The Joint Health Sector Unions (JOHESU), has urged the incoming government to review selection of ministers and chief executives in the sector which will in turn resolve the challenges confronting the segment.
This was contained in a statement signed by JOHESU acting national secretary, Matthew Ajorutu, for Biobelemoye Josiah, its national chairman.
The health organisation in the statement bemoaned the healthcare sector Ministries Departments, and Agencies (MDAs),currently administered by the physicians, adding that they are rotting away.
The release reads in part: “In the current dispensation, the reality in our country is that we need far and wide-reaching reforms to generate new building blocks for sustainable development in all frontiers of our collapsing social fabrics.
“Our health sector has been progressively destroyed in the last three dispensations of leadership with special regards to ministerial appointments at the federal ministry of health since 2011 to date.
“Today, the health system in Nigeria which is rated 187th out of 191 health systems by the World Health Organisation (WHO) through the machinations of the leadership of physicians stands no chance of redemption.
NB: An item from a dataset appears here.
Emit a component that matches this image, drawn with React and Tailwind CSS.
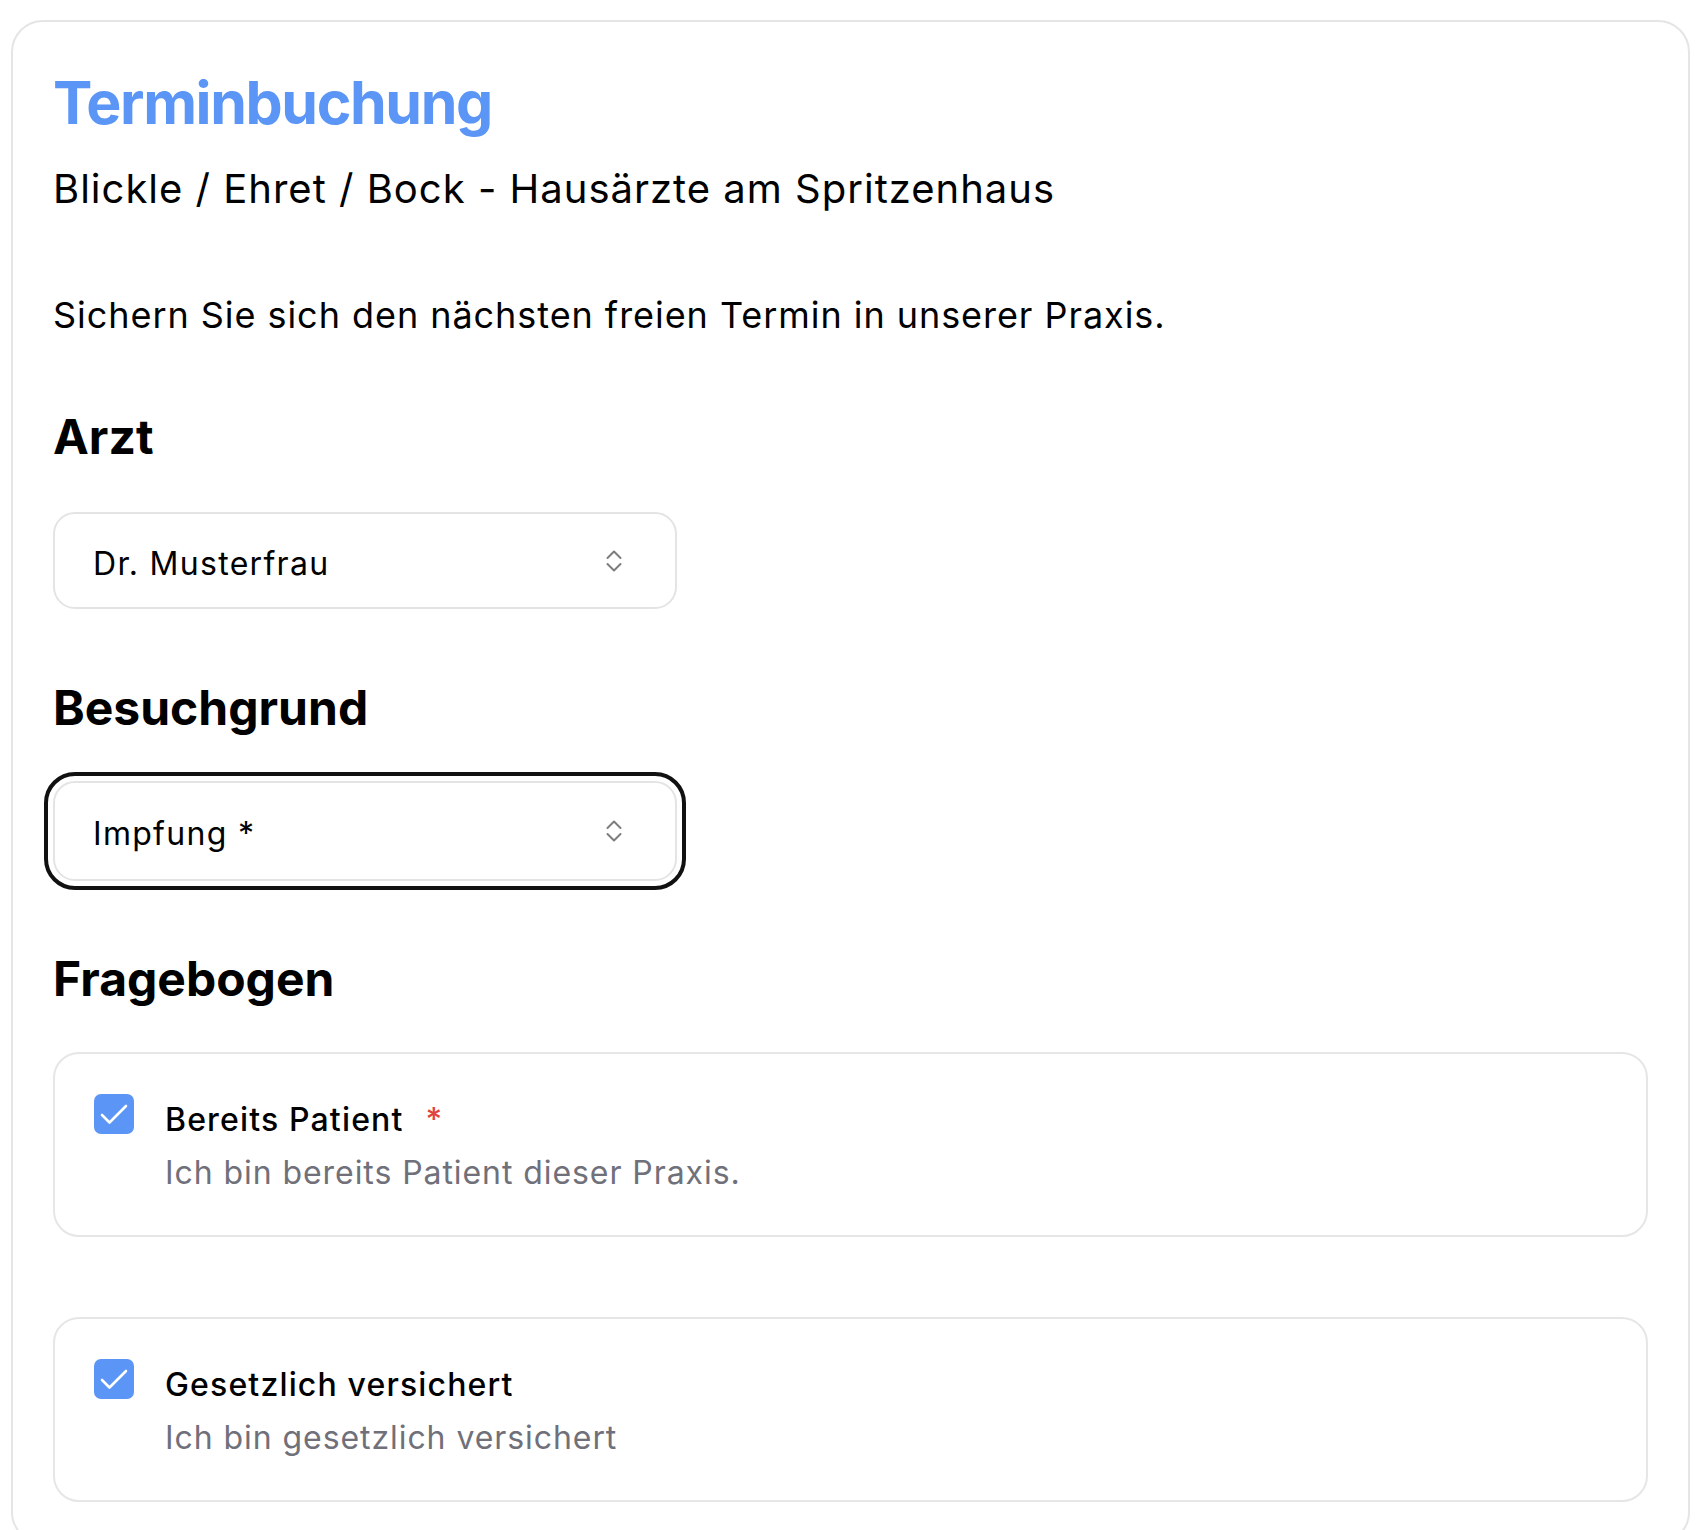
import React from "react";

function UpDownIcon() {
  return (
    <svg width="16" height="24" viewBox="0 0 16 24" fill="none" stroke="#7d7d7d" strokeWidth="2" strokeLinecap="round" strokeLinejoin="round">
      <path d="M1.5 9 L8 2.5 L14.5 9" />
      <path d="M1.5 15 L8 21.5 L14.5 15" />
    </svg>
  );
}

function SelectBox({ value, focused }) {
  return (
    <div
      className={
        "flex w-[624px] items-center justify-between rounded-[22px] border-2 border-[#e4e4e4] bg-white pl-[38px] pr-[53px] " +
        (focused ? "h-[100px] outline-4 outline-[#111111] outline-offset-[5px]" : "h-[97px]")
      }
    >
      <span className="mt-[6px] text-[32px] leading-[48px] tracking-[1.3px] text-black">{value}</span>
      <UpDownIcon />
    </div>
  );
}

function CheckIcon() {
  return (
    <div className="flex h-[40px] w-[40px] shrink-0 items-center justify-center rounded-[7px] bg-[#5b95f5]">
      <svg width="40" height="40" viewBox="0 0 40 40" fill="none" stroke="white" strokeWidth="2.6" strokeLinecap="round" strokeLinejoin="round">
        <path d="M8 21 L15.5 28.5 L32 12" />
      </svg>
    </div>
  );
}

function QuestionCard({ label, hint, required }) {
  return (
    <div className="flex items-start gap-[31px] rounded-[26px] border-2 border-[#e6e6e6] bg-white px-[39px] pt-[40px] pb-[38px]">
      <CheckIcon />
      <div className="flex flex-col pt-[2px]">
        <div className="text-[32px] leading-[48px] font-medium tracking-[1.15px] text-black">
          {label}
          {required && <span className="ml-[22px] font-medium text-[#e0443e]">*</span>}
        </div>
        <div className="mt-[5px] text-[32px] leading-[48px] tracking-[0.93px] text-[#70707a]">{hint}</div>
      </div>
    </div>
  );
}

export default function App() {
  return (
    <div
      className="min-h-screen bg-white pt-[20px] pl-[11px] pr-[18px]"
      style={{ fontFamily: "Inter, 'Noto Sans', sans-serif" }}
    >
      <div className="rounded-[32px] border-2 border-[#e5e5e5] px-[40px] pt-[51px] pb-[40px]">
        <h1 className="text-[59px] leading-[60px] font-bold tracking-[-1.4px] text-[#5b95f5]">Terminbuchung</h1>
        <p className="mt-[32px] text-[40px] leading-[48px] tracking-[1px] text-black">
          Blickle / Ehret / Bock - Hausärzte am Spritzenhaus
        </p>
        <p className="mt-[78px] text-[36px] leading-[48px] tracking-[0.95px] text-black">
          Sichern Sie sich den nächsten freien Termin in unserer Praxis.
        </p>

        <h2 className="mt-[70px] text-[48px] leading-[56px] font-bold text-black">Arzt</h2>
        <div className="mt-[47px]">
          <SelectBox value="Dr. Musterfrau" />
        </div>

        <h2 className="mt-[71px] text-[48px] leading-[56px] font-bold text-black">Besuchgrund</h2>
        <div className="mt-[45px]">
          <SelectBox value="Impfung *" focused />
        </div>

        <h2 className="mt-[70px] text-[48px] leading-[56px] font-bold text-black">Fragebogen</h2>
        <div className="mt-[45px] flex flex-col">
          <QuestionCard label="Bereits Patient" hint="Ich bin bereits Patient dieser Praxis." required />
          <div className="mt-[80px]">
            <QuestionCard label="Gesetzlich versichert" hint="Ich bin gesetzlich versichert" />
          </div>
        </div>
      </div>
    </div>
  );
}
This would be possible if the President-elect comes up with a unique model of reforms which places a premium on change-agents who are not necessarily health workers to redress the pestiferous propensities in the heavily infested health system of our country as presently nurtured by physicians at the ministerial parastatals and other agencies of the federal ministry of health.
“In a larger bid to redress the huge ills in the health sector, the JOHESU/AHPA wishes to facilitate the reform agenda of the President-elect by proposing the reflected charter of demand to the incoming administration.”
On the other hand, JOHESU kicked against deficiencies of the University Teaching Hospital Act cap 436, laws of the federation of Nigeria, 2004. It also condemned the discriminatory salaries and wages in the health sector and imbalances in the directorate structure of the federal ministry of health.